Within data centers themselves, AI-driven energy management further magnifies the synergy. Smart algorithms can dynamically allocate power generated by Neutrino Power Cubes to critical infrastructure—servers, cooling systems, storage arrays—while orchestrating the coordination of multiple Cube modules to ensure that supply meets fluctuating demand in real time. In this context, AI becomes the control center of an autonomous energy network, intelligently balancing loads and even forecasting computational surges so that neutrinovoltaic units are deployed with maximum efficiency.
Such fine-grained control is vital. While each Power Cube delivers steady output, the energy needs of data centers remain variable. AI can manage supplementary battery systems or shift non-critical processes to ensure equilibrium, smoothing out any mismatch. Crucially, neutrinovoltaic energy is not only local and decentralized but also exceptionally clean—qualities that align with the reliability and sustainability imperatives of modern AI infrastructures.
This relationship extends far beyond utility. By aligning artificial intelligence with a virtually limitless source of clean energy—cosmic radiation—we pave the way for a future in which AI’s exponential growth does not come at the expense of climate stability or energy infrastructure. Instead, the adoption of neutrinovoltaics removes a critical bottleneck for AI expansion, and AI, in turn, accelerates the refinement and deployment of next-generation energy solutions.
This feedback loop—where AI enhances neutrinovoltaics, and neutrinovoltaics enable ever more advanced AI—has the potential to shape the technological and economic trajectory of the coming decades. Those who succeed in merging these frontiers may hold the key to ushering in a new era of resilient, intelligent, and sustainable innovation.
Invisible Energy for a Sustainable Digital Future
We stand at the cusp of a new paradigm — one in which the future of artificial intelligence may be powered not by fossil fuels or solar arrays, but by the ghostly particles of the cosmos. Picture next-generation supercomputers and massive server farms running on neutrino energy: their towering racks of processors humming autonomously, independent of any conventional grid, sustained by an imperceptible and constant rain of subatomic power.
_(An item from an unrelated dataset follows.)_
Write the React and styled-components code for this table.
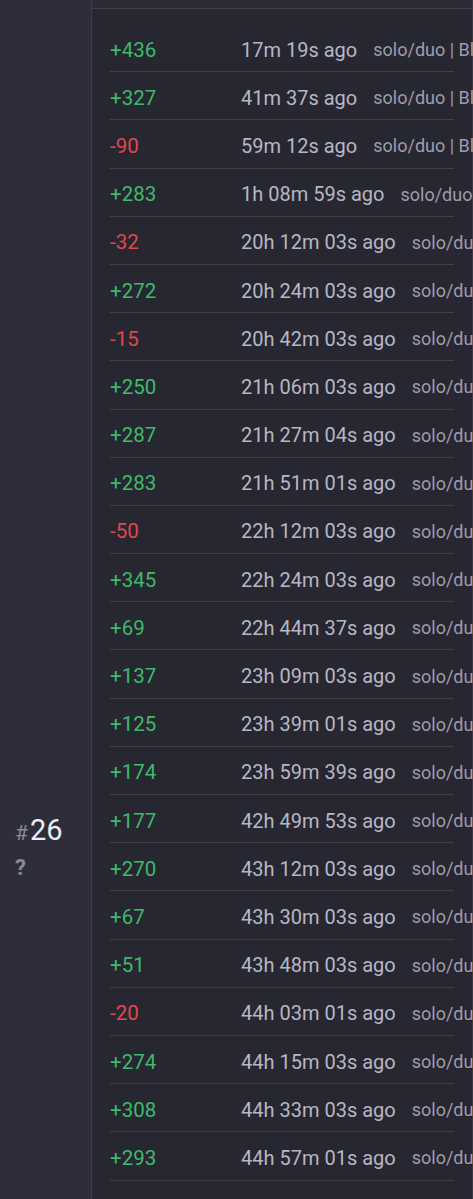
import React from "react";
import styled, { createGlobalStyle } from "styled-components";

const Global = createGlobalStyle`
  html, body { margin: 0; padding: 0; background: #2e2e3a; overflow: hidden; }
  body { font-family: Roboto, "Open Sans", sans-serif; }
`;

const Table = styled.div`
  display: flex;
  width: 473px;
  min-height: 1199px;
  background: #2e2e3a;
`;

const RankCell = styled.div`
  flex: none;
  width: 92px;
  box-sizing: border-box;
  border-right: 1px solid #3b3b48;
  padding: 814px 0 0 15px;
  display: flex;
  flex-direction: column;
  gap: 7px;
`;

const Rank = styled.div`
  display: flex;
  align-items: baseline;
  color: #ececf2;
  font-size: 29px;
  line-height: 32px;
`;

const Hash = styled.span`
  color: #8b8b99;
  font-size: 21px;
  margin-right: 2px;
`;

const Unknown = styled.span`
  color: #8b8b99;
  font-size: 22px;
  font-weight: 700;
  line-height: 24px;
`;

const History = styled.div`
  width: 380px;
  flex: none;
  background: #272731;
  border-right: 1px solid #3a3a46;
  display: flex;
  flex-direction: column;
`;

const TopBand = styled.div`
  height: 8px;
  background: #2b2b36;
  border-bottom: 1px solid #41414e;
`;

const List = styled.div`
  padding: 15px 18px 0 18px;
  display: flex;
  flex-direction: column;
`;

const Row = styled.div`
  height: 48.19px;
  box-sizing: border-box;
  padding-top: 4px;
  border-bottom: 1px solid #3f3f4b;
  display: flex;
  align-items: center;
  white-space: nowrap;
`;

const Delta = styled.span`
  width: 131px;
  flex: none;
  font-size: 20.5px;
  color: ${(p) => (p.$neg ? "#e0484d" : "#3dba6c")};
`;

const Time = styled.span`
  flex: none;
  font-size: 20px;
  color: #b7b7c3;
`;

const Mode = styled.span`
  flex: none;
  margin-left: 16px;
  font-size: 18px;
  color: #9d9dab;
`;

const rows = [
  ["+436", "17m 19s ago"],
  ["+327", "41m 37s ago"],
  ["-90", "59m 12s ago"],
  ["+283", "1h 08m 59s ago"],
  ["-32", "20h 12m 03s ago"],
  ["+272", "20h 24m 03s ago"],
  ["-15", "20h 42m 03s ago"],
  ["+250", "21h 06m 03s ago"],
  ["+287", "21h 27m 04s ago"],
  ["+283", "21h 51m 01s ago"],
  ["-50", "22h 12m 03s ago"],
  ["+345", "22h 24m 03s ago"],
  ["+69", "22h 44m 37s ago"],
  ["+137", "23h 09m 03s ago"],
  ["+125", "23h 39m 01s ago"],
  ["+174", "23h 59m 39s ago"],
  ["+177", "42h 49m 53s ago"],
  ["+270", "43h 12m 03s ago"],
  ["+67", "43h 30m 03s ago"],
  ["+51", "43h 48m 03s ago"],
  ["-20", "44h 03m 01s ago"],
  ["+274", "44h 15m 03s ago"],
  ["+308", "44h 33m 03s ago"],
  ["+293", "44h 57m 01s ago"],
];

export default function App() {
  return (
    <>
      <Global />
      <Table>
        <RankCell>
          <Rank>
            <Hash>#</Hash>26
          </Rank>
          <Unknown>?</Unknown>
        </RankCell>
        <History>
          <TopBand />
          <List>
            {rows.map(([d, t], i) => (
              <Row key={i}>
                <Delta $neg={d.startsWith("-")}>{d}</Delta>
                <Time>{t}</Time>
                <Mode>solo/duo | Blitz</Mode>
              </Row>
            ))}
          </List>
        </History>
      </Table>
    </>
  );
}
In this envisioned future, AI systems no longer depend on coal plants, gas turbines, or sprawling photovoltaic fields to satisfy their immense electrical demands. Instead, they draw from an infinite reservoir of ambient energy — omnipresent yet invisible — far cleaner and more resilient than any fuel-based source.
The implications are profound. Data centers could be located in remote landscapes or fortified underground facilities, liberated from the constraints of grid access. They would be immune to the vulnerabilities of centralized infrastructure and insulated from the disruptions of fossil fuel logistics. The carbon footprint of AI computations would shrink dramatically, as each neutrino-powered installation comes online to replace a megawatt of coal or gas-fired generation.
The fragility of our current power architecture — plagued by blackouts, price volatility, and geopolitical risk — would no longer endanger the digital economy. Each AI hub would function with its own embedded power plant, decentralized and self-sustaining. This vision of intelligent machines sipping energy from the universe’s invisible radiation is no longer the stuff of science fiction. Early neutrinovoltaic prototypes are operational, and preparations are underway to scale production of Neutrino Power Cubes for commercial deployment.
Confidence is growing among scientists and engineers that we are witnessing a pivotal moment in energy innovation. “Neutrinovoltaics will redefine power generation,” states a representative of the Neutrino® Energy Group, “ensuring a sustainable and independent energy future for generations to come.” That future now glimmers at the crossroads of artificial intelligence and advanced energy science.
Challenges remain — improving energy conversion efficiency, refining materials, and integrating these systems at industrial scale — yet the path forward is illuminated by an audacious proposition: that the same cosmic particles forged in the hearts of stars can power the silicon minds of Earth.
To resolve the looming energy crisis facing AI, we must think not only beyond fossil fuels, but beyond even wind and solar. Neutrinovoltaic technology, with its capacity to harness the universe’s most elusive energy, offers a bold and transformative solution. If successful, it could safeguard our digital future — enabling humanity’s AI-powered ambitions to flourish without compromise, on a planet unshackled from the finite burdens of conventional energy.